**Given instruction**
Below are some records. Retype exactly the lines from the one containing "Give me the" through the one containing "border-t-[#dfdfdf] border-l-[#dfdfdf] border-r-black", both included, skipping every picture.

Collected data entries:
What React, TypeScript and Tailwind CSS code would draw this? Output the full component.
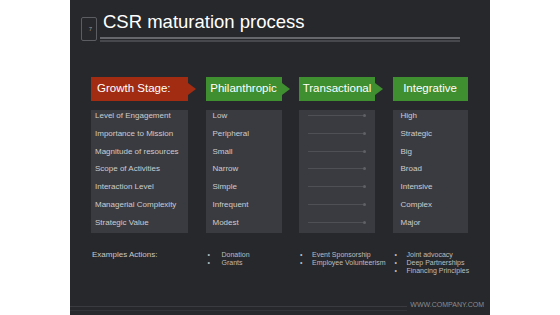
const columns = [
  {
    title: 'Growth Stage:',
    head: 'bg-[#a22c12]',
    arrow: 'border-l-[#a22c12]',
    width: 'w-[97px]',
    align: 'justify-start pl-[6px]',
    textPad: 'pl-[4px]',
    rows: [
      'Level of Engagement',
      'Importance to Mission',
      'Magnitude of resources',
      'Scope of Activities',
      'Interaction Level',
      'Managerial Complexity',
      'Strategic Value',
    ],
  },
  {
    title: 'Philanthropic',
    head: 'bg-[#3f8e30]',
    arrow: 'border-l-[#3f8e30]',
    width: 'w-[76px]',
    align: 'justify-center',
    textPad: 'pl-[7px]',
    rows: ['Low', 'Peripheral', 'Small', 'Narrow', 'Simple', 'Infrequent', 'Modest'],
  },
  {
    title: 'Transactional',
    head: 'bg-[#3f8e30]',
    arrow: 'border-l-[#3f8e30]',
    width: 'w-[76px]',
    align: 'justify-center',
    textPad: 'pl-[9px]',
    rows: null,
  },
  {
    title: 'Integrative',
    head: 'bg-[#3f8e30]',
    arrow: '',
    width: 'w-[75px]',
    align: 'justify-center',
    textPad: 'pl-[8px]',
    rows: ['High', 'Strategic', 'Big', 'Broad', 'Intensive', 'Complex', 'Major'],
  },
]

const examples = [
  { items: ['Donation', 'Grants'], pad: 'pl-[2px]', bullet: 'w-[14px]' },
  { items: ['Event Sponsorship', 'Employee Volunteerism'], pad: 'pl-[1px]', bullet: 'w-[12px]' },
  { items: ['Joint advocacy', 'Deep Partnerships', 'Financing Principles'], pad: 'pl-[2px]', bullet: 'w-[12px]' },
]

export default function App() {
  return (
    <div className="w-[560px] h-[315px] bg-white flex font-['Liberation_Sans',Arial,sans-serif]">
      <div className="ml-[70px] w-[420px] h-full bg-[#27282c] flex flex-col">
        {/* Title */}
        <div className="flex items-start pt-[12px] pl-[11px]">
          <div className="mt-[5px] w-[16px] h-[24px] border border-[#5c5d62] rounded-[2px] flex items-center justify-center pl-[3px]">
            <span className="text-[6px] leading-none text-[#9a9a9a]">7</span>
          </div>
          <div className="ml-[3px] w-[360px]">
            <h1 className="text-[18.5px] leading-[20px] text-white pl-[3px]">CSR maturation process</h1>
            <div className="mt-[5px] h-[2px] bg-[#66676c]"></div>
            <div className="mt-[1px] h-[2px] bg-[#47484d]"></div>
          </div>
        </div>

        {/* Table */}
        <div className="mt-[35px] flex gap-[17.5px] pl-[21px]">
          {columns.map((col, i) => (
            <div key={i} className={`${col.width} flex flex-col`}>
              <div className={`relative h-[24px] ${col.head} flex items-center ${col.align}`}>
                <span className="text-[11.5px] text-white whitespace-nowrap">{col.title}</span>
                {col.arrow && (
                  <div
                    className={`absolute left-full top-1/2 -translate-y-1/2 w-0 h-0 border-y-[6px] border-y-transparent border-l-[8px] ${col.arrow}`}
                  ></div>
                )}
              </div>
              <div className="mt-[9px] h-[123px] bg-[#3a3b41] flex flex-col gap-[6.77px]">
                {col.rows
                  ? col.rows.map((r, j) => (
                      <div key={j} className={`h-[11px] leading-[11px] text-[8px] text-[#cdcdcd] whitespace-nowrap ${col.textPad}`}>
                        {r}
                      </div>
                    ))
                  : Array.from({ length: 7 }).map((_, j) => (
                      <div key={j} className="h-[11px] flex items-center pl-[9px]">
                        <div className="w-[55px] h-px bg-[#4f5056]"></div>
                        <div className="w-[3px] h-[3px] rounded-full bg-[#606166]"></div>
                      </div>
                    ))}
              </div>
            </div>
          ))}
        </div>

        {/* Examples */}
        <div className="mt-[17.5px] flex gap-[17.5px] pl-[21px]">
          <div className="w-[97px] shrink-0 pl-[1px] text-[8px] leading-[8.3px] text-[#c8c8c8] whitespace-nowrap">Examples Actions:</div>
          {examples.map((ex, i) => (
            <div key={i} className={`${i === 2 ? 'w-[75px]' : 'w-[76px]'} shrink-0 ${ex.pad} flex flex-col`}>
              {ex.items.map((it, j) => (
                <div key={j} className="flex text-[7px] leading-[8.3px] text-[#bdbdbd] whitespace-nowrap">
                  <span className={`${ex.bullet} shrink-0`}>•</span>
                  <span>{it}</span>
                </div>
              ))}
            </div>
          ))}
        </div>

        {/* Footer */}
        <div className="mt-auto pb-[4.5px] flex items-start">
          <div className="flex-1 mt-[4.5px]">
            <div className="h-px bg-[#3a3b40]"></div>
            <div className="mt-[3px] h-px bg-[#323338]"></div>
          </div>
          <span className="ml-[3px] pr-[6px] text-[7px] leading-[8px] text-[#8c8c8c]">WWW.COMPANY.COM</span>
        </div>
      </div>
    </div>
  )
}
* * *
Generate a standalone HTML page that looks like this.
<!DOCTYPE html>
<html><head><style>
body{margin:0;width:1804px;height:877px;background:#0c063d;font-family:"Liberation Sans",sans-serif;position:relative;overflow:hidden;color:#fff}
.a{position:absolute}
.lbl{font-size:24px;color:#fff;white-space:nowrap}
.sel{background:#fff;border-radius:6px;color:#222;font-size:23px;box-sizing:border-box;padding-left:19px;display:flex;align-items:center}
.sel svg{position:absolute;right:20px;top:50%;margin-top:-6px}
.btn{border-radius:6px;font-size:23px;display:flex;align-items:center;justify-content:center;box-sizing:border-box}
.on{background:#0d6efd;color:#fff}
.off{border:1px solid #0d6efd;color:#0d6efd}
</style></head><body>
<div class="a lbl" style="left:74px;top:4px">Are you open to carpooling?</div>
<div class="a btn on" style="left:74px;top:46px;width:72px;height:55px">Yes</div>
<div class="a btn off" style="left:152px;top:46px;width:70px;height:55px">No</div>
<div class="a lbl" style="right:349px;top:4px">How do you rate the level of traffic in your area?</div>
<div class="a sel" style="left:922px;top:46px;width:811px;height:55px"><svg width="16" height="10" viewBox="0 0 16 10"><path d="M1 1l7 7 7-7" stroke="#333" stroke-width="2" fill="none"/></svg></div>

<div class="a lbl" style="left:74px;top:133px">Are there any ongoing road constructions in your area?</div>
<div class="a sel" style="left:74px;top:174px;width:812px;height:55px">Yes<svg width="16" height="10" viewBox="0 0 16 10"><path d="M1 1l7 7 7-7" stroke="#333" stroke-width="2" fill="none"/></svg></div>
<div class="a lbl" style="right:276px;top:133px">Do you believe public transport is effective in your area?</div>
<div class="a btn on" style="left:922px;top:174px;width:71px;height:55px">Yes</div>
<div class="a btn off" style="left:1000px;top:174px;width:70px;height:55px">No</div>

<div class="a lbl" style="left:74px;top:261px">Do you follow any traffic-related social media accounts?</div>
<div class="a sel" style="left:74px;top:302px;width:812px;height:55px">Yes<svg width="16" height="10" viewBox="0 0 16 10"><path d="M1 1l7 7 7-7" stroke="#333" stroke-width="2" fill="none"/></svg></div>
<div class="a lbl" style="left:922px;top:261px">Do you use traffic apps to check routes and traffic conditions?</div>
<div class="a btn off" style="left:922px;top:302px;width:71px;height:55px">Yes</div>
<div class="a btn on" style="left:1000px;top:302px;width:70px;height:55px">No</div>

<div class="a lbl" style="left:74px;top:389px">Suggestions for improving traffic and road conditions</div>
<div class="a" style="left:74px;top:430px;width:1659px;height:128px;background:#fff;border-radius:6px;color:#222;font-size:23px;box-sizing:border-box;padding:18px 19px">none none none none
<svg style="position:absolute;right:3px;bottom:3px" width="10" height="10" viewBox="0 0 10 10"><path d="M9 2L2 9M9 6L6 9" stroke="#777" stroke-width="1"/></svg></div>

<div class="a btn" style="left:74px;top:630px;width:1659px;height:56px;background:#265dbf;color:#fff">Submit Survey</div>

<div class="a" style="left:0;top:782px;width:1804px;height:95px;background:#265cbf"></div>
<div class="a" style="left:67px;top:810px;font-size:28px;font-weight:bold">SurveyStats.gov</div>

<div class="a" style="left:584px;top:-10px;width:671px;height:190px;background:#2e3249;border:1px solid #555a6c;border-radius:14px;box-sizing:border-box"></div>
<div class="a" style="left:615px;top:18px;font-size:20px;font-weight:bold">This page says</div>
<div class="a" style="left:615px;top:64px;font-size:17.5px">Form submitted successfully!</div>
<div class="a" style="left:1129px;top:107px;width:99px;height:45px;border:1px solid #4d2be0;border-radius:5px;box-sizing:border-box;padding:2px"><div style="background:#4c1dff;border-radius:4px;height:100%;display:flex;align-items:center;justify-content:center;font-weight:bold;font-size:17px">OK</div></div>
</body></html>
* * *
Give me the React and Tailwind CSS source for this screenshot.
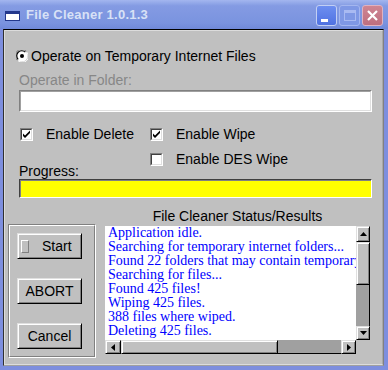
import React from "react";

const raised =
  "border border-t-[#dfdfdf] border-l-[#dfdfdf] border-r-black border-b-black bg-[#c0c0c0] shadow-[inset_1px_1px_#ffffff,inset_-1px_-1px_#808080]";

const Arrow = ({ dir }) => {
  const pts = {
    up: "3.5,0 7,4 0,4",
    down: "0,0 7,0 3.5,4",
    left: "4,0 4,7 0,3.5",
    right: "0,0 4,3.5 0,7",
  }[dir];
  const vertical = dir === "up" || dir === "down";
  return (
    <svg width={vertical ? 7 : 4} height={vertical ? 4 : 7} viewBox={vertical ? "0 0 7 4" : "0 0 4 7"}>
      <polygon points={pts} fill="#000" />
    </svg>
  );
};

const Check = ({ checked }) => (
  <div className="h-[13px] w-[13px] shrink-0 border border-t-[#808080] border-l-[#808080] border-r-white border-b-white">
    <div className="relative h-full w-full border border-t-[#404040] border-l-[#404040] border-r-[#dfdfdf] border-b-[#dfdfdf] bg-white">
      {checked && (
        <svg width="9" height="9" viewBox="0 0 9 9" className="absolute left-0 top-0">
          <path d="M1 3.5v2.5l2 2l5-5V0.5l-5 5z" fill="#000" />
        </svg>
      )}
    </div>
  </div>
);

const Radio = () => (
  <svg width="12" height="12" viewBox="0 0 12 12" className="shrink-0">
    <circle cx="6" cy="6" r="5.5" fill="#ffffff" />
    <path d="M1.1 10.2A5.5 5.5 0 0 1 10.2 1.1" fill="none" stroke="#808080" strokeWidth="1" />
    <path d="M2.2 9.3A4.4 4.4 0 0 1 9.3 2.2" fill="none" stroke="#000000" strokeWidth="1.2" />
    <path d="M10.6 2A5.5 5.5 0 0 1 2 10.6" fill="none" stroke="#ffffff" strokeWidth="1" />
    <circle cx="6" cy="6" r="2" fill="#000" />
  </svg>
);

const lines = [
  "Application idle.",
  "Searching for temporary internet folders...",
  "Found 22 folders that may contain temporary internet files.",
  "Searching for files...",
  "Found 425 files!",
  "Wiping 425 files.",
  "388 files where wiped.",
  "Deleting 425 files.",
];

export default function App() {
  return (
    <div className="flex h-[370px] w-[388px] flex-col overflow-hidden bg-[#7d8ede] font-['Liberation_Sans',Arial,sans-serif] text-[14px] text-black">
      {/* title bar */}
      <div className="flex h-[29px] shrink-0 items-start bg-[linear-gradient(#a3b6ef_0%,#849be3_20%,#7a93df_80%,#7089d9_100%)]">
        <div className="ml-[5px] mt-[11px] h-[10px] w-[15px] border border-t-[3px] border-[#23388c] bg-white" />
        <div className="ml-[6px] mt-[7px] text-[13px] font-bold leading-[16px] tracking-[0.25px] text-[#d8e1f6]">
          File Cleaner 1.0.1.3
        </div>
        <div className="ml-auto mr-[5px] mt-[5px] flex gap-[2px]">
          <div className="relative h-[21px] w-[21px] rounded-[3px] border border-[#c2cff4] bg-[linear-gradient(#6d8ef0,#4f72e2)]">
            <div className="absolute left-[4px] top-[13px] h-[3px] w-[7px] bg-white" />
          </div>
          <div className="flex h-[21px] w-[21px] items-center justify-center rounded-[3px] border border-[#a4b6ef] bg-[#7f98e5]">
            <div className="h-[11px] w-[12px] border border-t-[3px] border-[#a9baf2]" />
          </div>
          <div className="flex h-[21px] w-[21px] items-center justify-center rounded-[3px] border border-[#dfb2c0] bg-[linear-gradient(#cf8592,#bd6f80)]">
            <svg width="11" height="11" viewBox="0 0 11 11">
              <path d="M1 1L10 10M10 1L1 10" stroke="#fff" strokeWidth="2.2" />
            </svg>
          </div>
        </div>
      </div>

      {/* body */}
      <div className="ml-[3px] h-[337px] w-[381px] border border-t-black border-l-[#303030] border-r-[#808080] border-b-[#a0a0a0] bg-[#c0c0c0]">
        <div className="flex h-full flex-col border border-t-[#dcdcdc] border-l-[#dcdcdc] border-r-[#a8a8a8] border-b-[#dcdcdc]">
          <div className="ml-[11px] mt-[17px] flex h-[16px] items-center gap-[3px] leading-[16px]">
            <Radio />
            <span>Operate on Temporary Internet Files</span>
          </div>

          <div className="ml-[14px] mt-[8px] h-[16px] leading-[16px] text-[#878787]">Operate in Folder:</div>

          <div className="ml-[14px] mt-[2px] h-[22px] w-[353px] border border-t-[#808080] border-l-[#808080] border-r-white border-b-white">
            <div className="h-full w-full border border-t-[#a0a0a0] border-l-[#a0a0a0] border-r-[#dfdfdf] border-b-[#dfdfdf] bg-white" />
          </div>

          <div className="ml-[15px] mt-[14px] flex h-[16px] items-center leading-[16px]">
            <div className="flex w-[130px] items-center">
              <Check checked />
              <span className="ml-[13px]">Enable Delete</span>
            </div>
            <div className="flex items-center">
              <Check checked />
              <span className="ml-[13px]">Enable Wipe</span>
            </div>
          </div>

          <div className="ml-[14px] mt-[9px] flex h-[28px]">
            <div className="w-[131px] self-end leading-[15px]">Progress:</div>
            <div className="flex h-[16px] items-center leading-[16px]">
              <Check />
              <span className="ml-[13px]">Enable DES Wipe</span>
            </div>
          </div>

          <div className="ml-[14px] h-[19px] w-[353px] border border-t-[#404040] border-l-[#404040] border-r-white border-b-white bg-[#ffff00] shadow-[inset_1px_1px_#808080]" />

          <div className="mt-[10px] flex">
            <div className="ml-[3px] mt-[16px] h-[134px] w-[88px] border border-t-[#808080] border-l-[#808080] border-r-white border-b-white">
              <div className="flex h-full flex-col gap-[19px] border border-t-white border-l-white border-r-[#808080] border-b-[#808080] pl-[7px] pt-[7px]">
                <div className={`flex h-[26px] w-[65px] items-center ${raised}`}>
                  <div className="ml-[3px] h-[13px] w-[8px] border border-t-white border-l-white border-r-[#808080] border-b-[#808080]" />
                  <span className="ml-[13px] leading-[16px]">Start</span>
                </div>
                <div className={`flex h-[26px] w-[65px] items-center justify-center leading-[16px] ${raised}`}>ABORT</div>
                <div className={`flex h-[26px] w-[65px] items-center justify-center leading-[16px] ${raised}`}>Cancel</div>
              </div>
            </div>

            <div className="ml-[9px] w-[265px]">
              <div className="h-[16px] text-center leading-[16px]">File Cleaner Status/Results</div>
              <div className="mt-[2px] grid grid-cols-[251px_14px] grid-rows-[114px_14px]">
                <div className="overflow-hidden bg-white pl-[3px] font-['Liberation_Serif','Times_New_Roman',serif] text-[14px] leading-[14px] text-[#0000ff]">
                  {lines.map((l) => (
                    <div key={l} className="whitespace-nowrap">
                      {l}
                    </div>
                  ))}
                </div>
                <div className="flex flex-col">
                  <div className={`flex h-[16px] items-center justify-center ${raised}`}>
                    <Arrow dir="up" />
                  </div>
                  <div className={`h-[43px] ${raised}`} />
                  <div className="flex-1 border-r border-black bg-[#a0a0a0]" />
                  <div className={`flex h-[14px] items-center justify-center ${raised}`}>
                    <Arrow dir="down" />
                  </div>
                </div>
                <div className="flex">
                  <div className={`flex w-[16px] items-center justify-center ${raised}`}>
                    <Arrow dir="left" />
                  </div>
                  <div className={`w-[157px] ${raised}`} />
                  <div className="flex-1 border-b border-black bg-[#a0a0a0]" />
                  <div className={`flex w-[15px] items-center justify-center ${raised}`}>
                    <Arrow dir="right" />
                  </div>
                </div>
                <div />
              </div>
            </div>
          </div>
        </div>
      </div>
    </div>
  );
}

**Completed task**
Give me the React and Tailwind CSS source for this screenshot.
import React from "react";

const raised =
  "border border-t-[#dfdfdf] border-l-[#dfdfdf] border-r-black border-b-black bg-[#c0c0c0] shadow-[inset_1px_1px_#ffffff,inset_-1px_-1px_#808080]";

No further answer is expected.